ERIC Number: ED362510
Record Type: RIE
Publication Date: 1993-Apr
"But I Have to Have an A": Probing the Cultural Meanings and Ethical Dilemmas of Grades in Teacher Education.
This paper examines grading policies and the college student culture, as part of an ongoing collaborative study of the socialization of beginning teacher educators on four campuses. Utilizing a combination of participant observation and action research to arrive at a better understanding of grades and the improvement of grading practices, four teacher educators shared journals and conducted inquiries on aspects of teaching that both intrigued and troubled them. After 3 years it was determined that grades were the source of literally all conflict with students. A framework is provided for: the exploration of research on college grading practices; political, cultural and ethical contexts of grading decisions; everyday manifestations of "grade-orientation"; student justifications for grade changes; what students believe grades should mean; and the presentation of two vignettes describing grading fiascos. Although a graduate course on grading methods is not suggested, it is recommended that the topic be included in policy discussions at the graduate level.

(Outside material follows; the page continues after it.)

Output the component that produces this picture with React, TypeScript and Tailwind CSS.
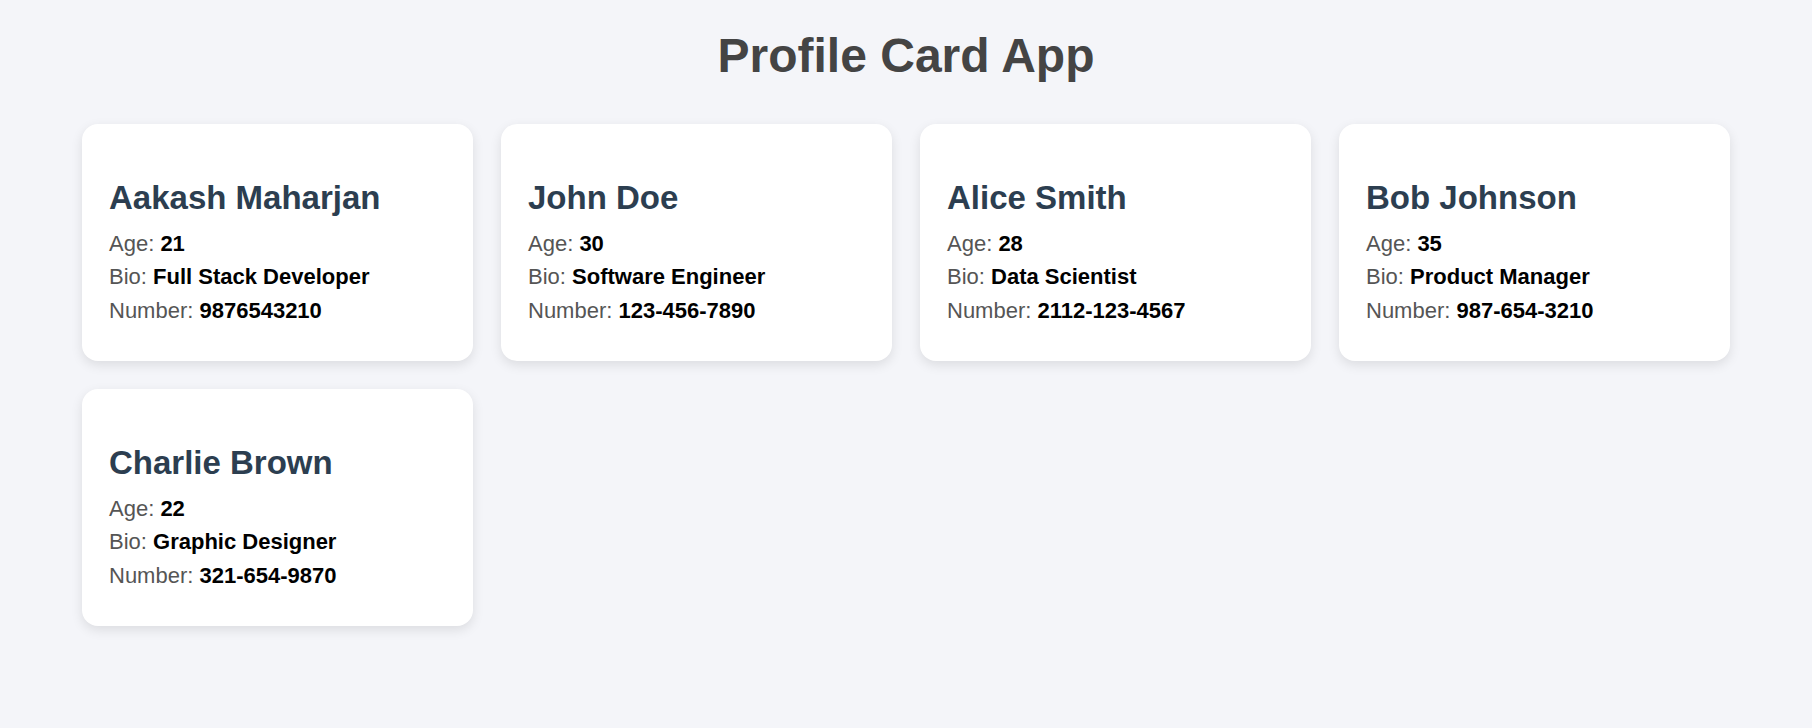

A table, based on a series of psychological studies characterizing college students as being either grade- or learning oriented is appended. (Contains 41 references.) (LL)
Publication Type: Speeches/Meeting Papers; Reports - Research
Education Level: N/A
Authoring Institution: N/A
Grant or Contract Numbers: N/A
Note: Paper presented at the Annual Meeting of the American Educational Research Association (Atlanta, GA, April 12-16, 1993).